• **Data for this task**
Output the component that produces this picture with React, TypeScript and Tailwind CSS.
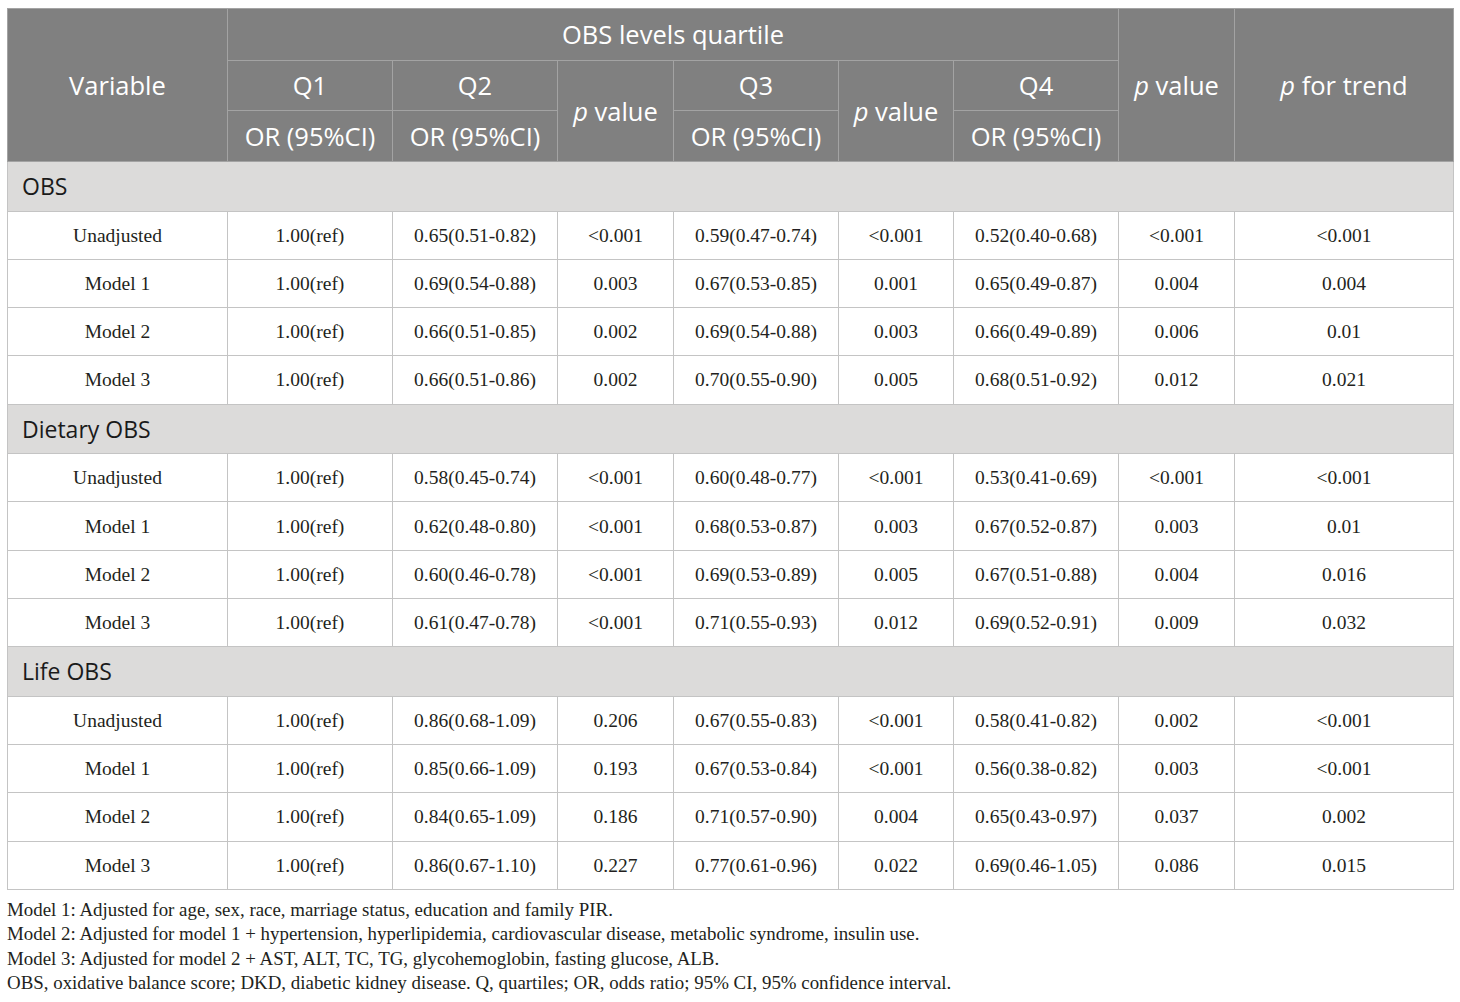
* * *
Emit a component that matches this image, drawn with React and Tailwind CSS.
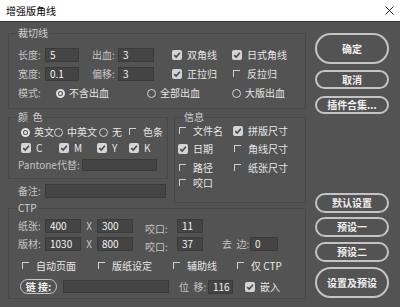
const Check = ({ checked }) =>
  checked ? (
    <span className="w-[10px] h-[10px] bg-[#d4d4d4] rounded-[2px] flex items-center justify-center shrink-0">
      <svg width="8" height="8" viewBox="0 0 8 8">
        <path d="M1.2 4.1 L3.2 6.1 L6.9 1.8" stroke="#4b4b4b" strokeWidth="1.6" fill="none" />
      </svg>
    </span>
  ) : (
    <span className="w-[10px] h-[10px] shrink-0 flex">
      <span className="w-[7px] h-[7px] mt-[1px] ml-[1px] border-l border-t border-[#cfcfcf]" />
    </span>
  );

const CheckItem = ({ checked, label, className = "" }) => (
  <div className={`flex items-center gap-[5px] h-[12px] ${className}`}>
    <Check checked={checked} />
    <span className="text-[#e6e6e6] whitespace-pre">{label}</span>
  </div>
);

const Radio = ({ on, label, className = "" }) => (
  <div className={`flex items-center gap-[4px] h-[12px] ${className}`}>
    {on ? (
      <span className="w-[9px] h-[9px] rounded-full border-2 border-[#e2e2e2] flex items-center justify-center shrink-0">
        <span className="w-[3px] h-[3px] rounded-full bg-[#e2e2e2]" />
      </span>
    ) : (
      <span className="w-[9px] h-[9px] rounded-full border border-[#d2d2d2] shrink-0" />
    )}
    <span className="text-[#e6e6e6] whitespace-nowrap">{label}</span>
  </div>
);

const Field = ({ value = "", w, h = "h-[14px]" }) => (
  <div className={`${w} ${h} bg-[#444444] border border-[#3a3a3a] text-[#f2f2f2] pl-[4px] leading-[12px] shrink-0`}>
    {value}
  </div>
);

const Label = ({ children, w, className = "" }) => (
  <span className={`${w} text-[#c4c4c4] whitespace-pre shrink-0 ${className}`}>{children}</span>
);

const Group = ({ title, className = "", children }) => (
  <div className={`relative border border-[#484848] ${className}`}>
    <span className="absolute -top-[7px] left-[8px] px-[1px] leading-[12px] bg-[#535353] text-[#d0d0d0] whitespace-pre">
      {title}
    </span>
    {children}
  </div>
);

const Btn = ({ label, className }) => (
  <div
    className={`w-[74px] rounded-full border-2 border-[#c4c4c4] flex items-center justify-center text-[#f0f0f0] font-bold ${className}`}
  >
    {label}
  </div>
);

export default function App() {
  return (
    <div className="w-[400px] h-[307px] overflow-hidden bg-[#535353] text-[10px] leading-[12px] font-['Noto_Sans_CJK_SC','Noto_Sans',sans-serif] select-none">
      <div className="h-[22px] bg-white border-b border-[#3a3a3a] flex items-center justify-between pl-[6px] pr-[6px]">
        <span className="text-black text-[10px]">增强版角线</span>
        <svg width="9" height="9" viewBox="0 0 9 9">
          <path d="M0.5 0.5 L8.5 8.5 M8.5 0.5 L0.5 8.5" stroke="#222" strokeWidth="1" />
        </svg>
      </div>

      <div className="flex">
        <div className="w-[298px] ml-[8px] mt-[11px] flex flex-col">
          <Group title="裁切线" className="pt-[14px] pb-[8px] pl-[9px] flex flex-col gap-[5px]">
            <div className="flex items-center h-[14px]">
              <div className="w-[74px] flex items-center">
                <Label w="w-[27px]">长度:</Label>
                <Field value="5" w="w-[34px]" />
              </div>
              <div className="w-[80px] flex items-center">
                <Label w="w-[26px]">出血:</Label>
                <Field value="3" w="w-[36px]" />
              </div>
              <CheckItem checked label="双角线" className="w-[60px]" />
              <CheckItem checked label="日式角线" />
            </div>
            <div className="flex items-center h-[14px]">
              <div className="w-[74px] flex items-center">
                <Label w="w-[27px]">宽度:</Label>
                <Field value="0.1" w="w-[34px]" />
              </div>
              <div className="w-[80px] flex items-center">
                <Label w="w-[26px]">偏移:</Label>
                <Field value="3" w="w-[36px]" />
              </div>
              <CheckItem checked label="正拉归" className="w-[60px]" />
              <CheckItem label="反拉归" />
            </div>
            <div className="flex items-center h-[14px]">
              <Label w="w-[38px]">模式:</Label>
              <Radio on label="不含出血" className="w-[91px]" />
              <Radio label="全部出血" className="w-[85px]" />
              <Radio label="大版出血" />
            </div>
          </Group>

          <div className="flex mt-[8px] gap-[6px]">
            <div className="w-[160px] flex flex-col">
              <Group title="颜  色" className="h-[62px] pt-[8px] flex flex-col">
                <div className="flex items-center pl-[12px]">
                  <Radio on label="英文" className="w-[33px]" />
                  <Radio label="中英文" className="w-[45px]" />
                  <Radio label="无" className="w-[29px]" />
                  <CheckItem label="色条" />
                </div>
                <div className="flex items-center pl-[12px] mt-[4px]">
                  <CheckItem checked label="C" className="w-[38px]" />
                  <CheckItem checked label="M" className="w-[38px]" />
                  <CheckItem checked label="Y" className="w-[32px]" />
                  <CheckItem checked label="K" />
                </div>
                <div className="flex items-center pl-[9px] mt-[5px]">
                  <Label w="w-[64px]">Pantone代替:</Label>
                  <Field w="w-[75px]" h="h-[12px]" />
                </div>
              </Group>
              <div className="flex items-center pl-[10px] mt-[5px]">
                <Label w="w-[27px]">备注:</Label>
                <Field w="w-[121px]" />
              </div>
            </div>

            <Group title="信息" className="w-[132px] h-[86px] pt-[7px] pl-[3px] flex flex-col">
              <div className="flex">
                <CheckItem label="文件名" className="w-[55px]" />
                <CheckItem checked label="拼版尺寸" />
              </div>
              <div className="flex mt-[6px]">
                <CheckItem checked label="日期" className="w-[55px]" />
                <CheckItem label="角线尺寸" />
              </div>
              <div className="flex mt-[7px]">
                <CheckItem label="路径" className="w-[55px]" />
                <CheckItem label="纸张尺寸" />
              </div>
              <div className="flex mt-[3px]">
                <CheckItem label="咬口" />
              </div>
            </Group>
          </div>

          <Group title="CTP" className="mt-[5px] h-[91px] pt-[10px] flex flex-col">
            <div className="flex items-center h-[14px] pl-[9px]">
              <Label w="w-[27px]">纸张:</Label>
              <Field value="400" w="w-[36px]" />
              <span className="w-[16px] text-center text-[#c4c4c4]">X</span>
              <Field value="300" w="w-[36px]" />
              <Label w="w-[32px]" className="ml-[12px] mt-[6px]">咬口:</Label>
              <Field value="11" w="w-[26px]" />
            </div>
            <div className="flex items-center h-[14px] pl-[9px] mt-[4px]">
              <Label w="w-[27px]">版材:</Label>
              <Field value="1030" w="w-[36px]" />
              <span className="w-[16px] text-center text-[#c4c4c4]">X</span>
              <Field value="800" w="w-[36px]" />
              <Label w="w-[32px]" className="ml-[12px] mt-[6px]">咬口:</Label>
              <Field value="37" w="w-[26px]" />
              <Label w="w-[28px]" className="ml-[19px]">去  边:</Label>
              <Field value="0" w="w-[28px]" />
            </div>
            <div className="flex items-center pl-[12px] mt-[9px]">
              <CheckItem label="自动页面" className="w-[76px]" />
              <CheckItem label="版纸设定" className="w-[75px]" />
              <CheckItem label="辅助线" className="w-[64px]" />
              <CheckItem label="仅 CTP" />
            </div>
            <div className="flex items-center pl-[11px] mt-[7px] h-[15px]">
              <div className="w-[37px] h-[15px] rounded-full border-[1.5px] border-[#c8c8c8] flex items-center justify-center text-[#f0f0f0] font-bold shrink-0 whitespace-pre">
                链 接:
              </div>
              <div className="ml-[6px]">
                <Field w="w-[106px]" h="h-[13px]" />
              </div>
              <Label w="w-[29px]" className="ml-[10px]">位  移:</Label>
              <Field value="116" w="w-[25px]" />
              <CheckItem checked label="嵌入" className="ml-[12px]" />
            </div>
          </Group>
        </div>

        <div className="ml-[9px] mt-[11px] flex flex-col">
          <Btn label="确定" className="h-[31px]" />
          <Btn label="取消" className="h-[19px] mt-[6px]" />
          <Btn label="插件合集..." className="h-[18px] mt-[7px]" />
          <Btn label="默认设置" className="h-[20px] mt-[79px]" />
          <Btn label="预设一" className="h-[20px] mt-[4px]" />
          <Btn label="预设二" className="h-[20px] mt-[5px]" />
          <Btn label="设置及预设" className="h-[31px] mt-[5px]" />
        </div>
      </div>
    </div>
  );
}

• **The exercise**
Copy whichever lines in the listing above contain the word "component".

• **Response to the task**
Output the component that produces this picture with React, TypeScript and Tailwind CSS.
Emit a component that matches this image, drawn with React and Tailwind CSS.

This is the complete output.